RECORDS TO USE ->
+-------+
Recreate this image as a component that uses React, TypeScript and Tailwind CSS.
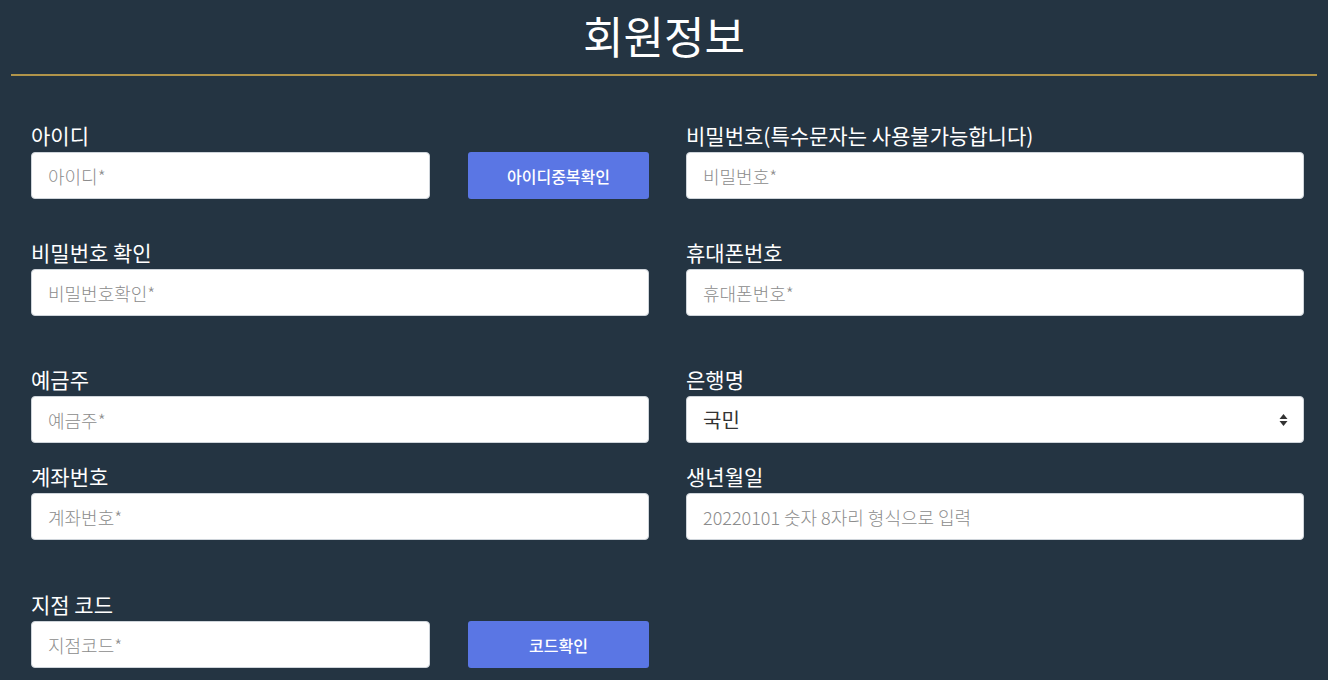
import { ReactNode } from 'react';

const font = { fontFamily: '"Noto Sans CJK KR", "Noto Sans", sans-serif' };

function Label({ children }: { children: ReactNode }) {
  return <div className="h-[24px] mb-[5px] text-[21px] leading-[24px] font-normal text-white">{children}</div>;
}

function Input({ placeholder, className = '' }: { placeholder: string; className?: string }) {
  return (
    <input
      placeholder={placeholder}
      className={`h-[47px] rounded-[4px] border border-[#ced4da] bg-white px-4 text-[18px] font-light text-[#495057] placeholder:text-[#8c8c8c] outline-none ${className}`}
    />
  );
}

function CheckButton({ children }: { children: ReactNode }) {
  return (
    <button className="h-[47px] w-[181px] rounded-[3px] bg-[#5a76e4] text-[16px] font-medium text-white">
      {children}
    </button>
  );
}

function Field({ label, placeholder }: { label: string; placeholder: string }) {
  return (
    <div className="flex flex-col">
      <Label>{label}</Label>
      <Input placeholder={placeholder} className="w-full" />
    </div>
  );
}

function App() {
  return (
    <div className="min-h-screen bg-[#243442]" style={font}>
      {/* Header */}
      <div className="h-[74px] flex items-center justify-center pb-[5px]">
        <h1 className="text-[44px] leading-none font-normal text-white">회원정보</h1>
      </div>
      <div className="mx-[11px] h-[2px] bg-[#b0944a]" />

      {/* Form */}
      <div className="pl-[31px] pr-[24px] grid grid-cols-[618px_618px] gap-x-[37px]">
        {/* Row 1 */}
        <div className="mt-[47px] flex flex-col">
          <Label>아이디</Label>
          <div className="flex gap-[38px]">
            <Input placeholder="아이디*" className="w-[399px]" />
            <CheckButton>아이디중복확인</CheckButton>
          </div>
        </div>
        <div className="mt-[47px]">
          <Field label="비밀번호(특수문자는 사용불가능합니다)" placeholder="비밀번호*" />
        </div>

        {/* Row 2 */}
        <div className="mt-[41px]">
          <Field label="비밀번호 확인" placeholder="비밀번호확인*" />
        </div>
        <div className="mt-[41px]">
          <Field label="휴대폰번호" placeholder="휴대폰번호*" />
        </div>

        {/* Row 3 */}
        <div className="mt-[51px]">
          <Field label="예금주" placeholder="예금주*" />
        </div>
        <div className="mt-[51px] flex flex-col">
          <Label>은행명</Label>
          <div className="relative h-[47px] rounded-[4px] border border-[#ced4da] bg-white px-4 flex items-center text-[20px] text-[#333]">
            국민
            <svg className="absolute right-[15px] top-1/2 -translate-y-1/2" width="9" height="14" viewBox="0 0 9 14">
              <path d="M4.5 1 L8.5 6 L0.5 6 Z" fill="#333" />
              <path d="M4.5 13 L8.5 8 L0.5 8 Z" fill="#333" />
            </svg>
          </div>
        </div>

        {/* Row 4 */}
        <div className="mt-[21px]">
          <Field label="계좌번호" placeholder="계좌번호*" />
        </div>
        <div className="mt-[21px]">
          <Field label="생년월일" placeholder="20220101 숫자 8자리 형식으로 입력" />
        </div>

        {/* Row 5 */}
        <div className="mt-[52px] flex flex-col">
          <Label>지점 코드</Label>
          <div className="flex gap-[38px]">
            <Input placeholder="지점코드*" className="w-[399px]" />
            <CheckButton>코드확인</CheckButton>
          </div>
        </div>
        <div />
      </div>
    </div>
  );
}

export default App;
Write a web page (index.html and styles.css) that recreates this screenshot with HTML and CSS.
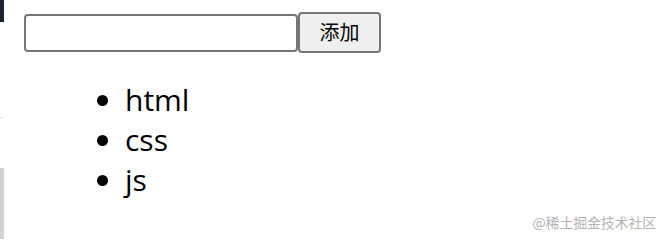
FILE: index.html
```html
<!DOCTYPE html>
<html lang="zh">
<head>
<meta charset="utf-8">
<title>Todo</title>
<link rel="stylesheet" href="styles.css">
</head>
<body>
<div class="edge">
  <div class="edge-dark"></div>
  <div class="edge-line"></div>
  <div class="edge-grey"></div>
</div>
<main class="app">
  <div class="form-row">
    <input class="field" type="text">
    <button class="add-btn" type="button">添加</button>
  </div>
  <ul class="list">
    <li>html</li>
    <li>css</li>
    <li>js</li>
  </ul>
</main>
<div class="watermark">@稀土掘金技术社区</div>
</body>
</html>
```
FILE: styles.css
```css
html, body {
  margin: 0;
  padding: 0;
  background: #ffffff;
}
body {
  width: 662px;
  height: 239px;
  overflow: hidden;
  font-family: "Open Sans", "Noto Sans", sans-serif;
  color: #000;
}
.app {
  padding: 12px 0 0 24px;
}
.form-row {
  display: flex;
  align-items: center;
}
.field {
  box-sizing: border-box;
  width: 274px;
  height: 38px;
  margin: 0;
  border: 2px solid #767676;
  border-radius: 4px;
  background: #fff;
  padding: 0 6px;
  font-size: 20px;
}
.add-btn {
  box-sizing: border-box;
  width: 83px;
  height: 41px;
  margin: 0;
  border: 2px solid #767676;
  border-radius: 4px;
  background: #efefef;
  padding: 0 0 2px 0;
  font-family: "Noto Sans CJK SC", "Noto Sans", sans-serif;
  font-size: 20px;
  color: #000;
}
.list {
  margin: 27px 0 0 0;
  padding-left: 101px;
  font-size: 30px;
  line-height: 40px;
}
.edge {
  position: absolute;
  left: 0;
  top: 0;
  width: 4px;
  height: 239px;
}
.edge-dark {
  position: absolute;
  left: 0;
  top: 0;
  width: 4px;
  height: 22px;
  background: #1c2433;
}
.edge-line {
  position: absolute;
  left: 0;
  top: 117px;
  width: 4px;
  height: 1px;
  background: #e4e4e4;
}
.edge-grey {
  position: absolute;
  left: 0;
  top: 168px;
  width: 4px;
  height: 71px;
  background: #d2d2d2;
}
.watermark {
  position: absolute;
  right: 6px;
  bottom: 8px;
  font-family: "Noto Sans CJK SC", sans-serif;
  font-size: 14px;
  color: #b4b4b4;
  letter-spacing: -0.2px;
}
```
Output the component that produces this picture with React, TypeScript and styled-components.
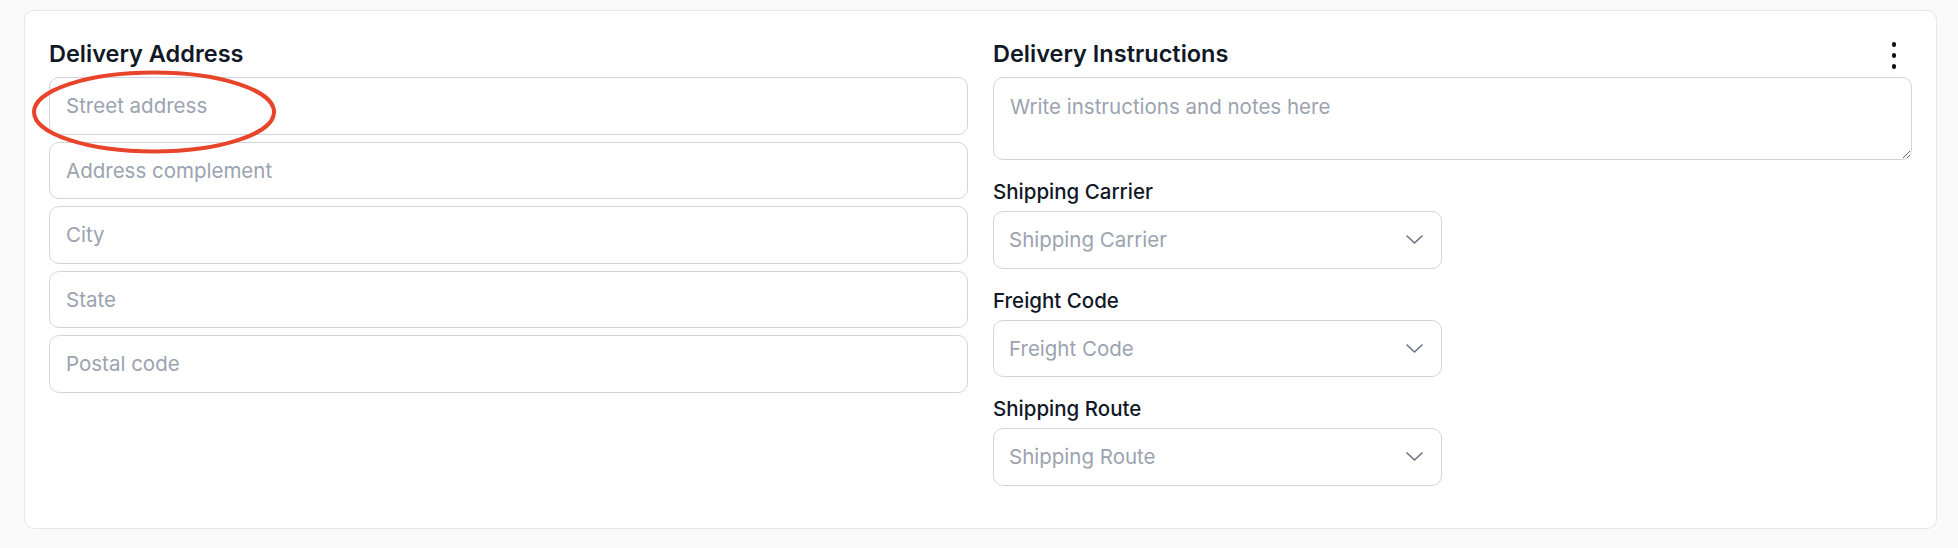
import styled, { createGlobalStyle } from "styled-components";

const GlobalStyle = createGlobalStyle`
  body {
    margin: 0;
    background: #fafafa;
    font-family: Inter, "Noto Sans", sans-serif;
  }
`;

const addressFields = [
  "Street address",
  "Address complement",
  "City",
  "State",
  "Postal code",
];

const selectFields = ["Shipping Carrier", "Freight Code", "Shipping Route"];

function Chevron() {
  return (
    <svg width="17" height="9" viewBox="0 0 17 9" fill="none">
      <path
        d="M1 1l7.5 7 7.5-7"
        stroke="#6b7280"
        strokeWidth="1.6"
        strokeLinecap="round"
        strokeLinejoin="round"
      />
    </svg>
  );
}

function App() {
  return (
    <Page>
      <GlobalStyle />
      <Card>
        <Column>
          <Heading>Delivery Address</Heading>
          <Stack>
            {addressFields.map((field) => (
              <Input key={field} placeholder={field} />
            ))}
          </Stack>
          <Highlight width="250" height="88" viewBox="0 0 250 88">
            <ellipse
              cx="124"
              cy="44"
              rx="120"
              ry="39.5"
              fill="none"
              stroke="#e8442b"
              strokeWidth="4"
            />
          </Highlight>
        </Column>

        <Column>
          <HeaderRow>
            <Heading>Delivery Instructions</Heading>
            <MenuButton aria-label="More options">
              <Dot />
              <Dot />
              <Dot />
            </MenuButton>
          </HeaderRow>
          <TextArea placeholder="Write instructions and notes here" />
          {selectFields.map((field) => (
            <FieldGroup key={field}>
              <Label>{field}</Label>
              <FieldGrid>
                <SelectBox>
                  <span>{field}</span>
                  <Chevron />
                </SelectBox>
              </FieldGrid>
            </FieldGroup>
          ))}
        </Column>
      </Card>
    </Page>
  );
}

const Page = styled.div`
  padding: 10px 21px 19px 24px;
`;

const Card = styled.div`
  background: #ffffff;
  border: 1px solid #e5e7eb;
  border-radius: 10px;
  padding: 25px 24px 42px;
  display: grid;
  grid-template-columns: 1fr 1fr;
  column-gap: 25px;
`;

const Column = styled.div`
  position: relative;
  display: flex;
  flex-direction: column;
  min-width: 0;
`;

const HeaderRow = styled.div`
  display: flex;
  align-items: center;
  justify-content: space-between;
`;

const Heading = styled.h2`
  margin: 0 0 6px;
  font-size: 23.5px;
  line-height: 35px;
  font-weight: 600;
  color: #111827;
`;

const MenuButton = styled.button`
  display: flex;
  flex-direction: column;
  align-items: center;
  gap: 6.5px;
  padding: 0;
  margin: 0 16px 2px 0;
  border: 0;
  background: none;
  cursor: pointer;
`;

const Dot = styled.span`
  width: 4.5px;
  height: 4.5px;
  border-radius: 50%;
  background: #111111;
`;

const Stack = styled.div`
  display: flex;
  flex-direction: column;
  gap: 7px;
`;

const fieldBase = `
  box-sizing: border-box;
  width: 100%;
  border: 1px solid #d1d5db;
  border-radius: 10px;
  background: #ffffff;
  font-family: Inter, "Noto Sans", sans-serif;
  font-size: 20.5px;
  color: #111827;
  outline: none;
  &::placeholder {
    color: #9ca3af;
  }
`;

const Input = styled.input`
  ${fieldBase}
  height: 57.5px;
  padding: 0 16px;
`;

const TextArea = styled.textarea`
  ${fieldBase}
  display: block;
  height: 83px;
  padding: 14px 16px;
  line-height: 30px;
  resize: vertical;
`;

const FieldGroup = styled.div`
  display: flex;
  flex-direction: column;
  gap: 7px;
  margin-top: 19px;
`;

const Label = styled.label`
  font-size: 20.5px;
  line-height: 25px;
  font-weight: 500;
  color: #111827;
`;

const FieldGrid = styled.div`
  display: grid;
  grid-template-columns: 1fr 1fr;
  gap: 21px;
`;

const SelectBox = styled.div`
  ${fieldBase}
  height: 57.5px;
  padding: 0 18px 0 15px;
  display: flex;
  align-items: center;
  justify-content: space-between;
  color: #9ca3af;
  cursor: pointer;
`;

const Highlight = styled.svg`
  position: absolute;
  left: -19px;
  top: 32px;
  pointer-events: none;
`;

export default App;
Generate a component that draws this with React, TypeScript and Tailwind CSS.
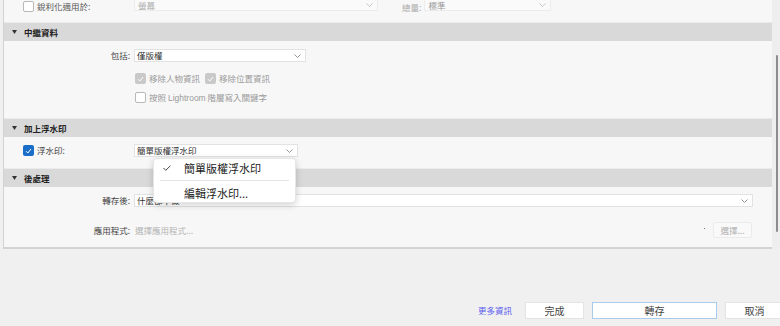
+-------+
SHORT PROBLEM -> Filter for "TypeScript". Return all lines that hold it.

EXERCISE RESPONSE ->
Recreate this image as a component that uses React, TypeScript and Tailwind CSS.
Output the component that produces this picture with React, TypeScript and styled-components.
Generate a component that draws this with React, TypeScript and Tailwind CSS.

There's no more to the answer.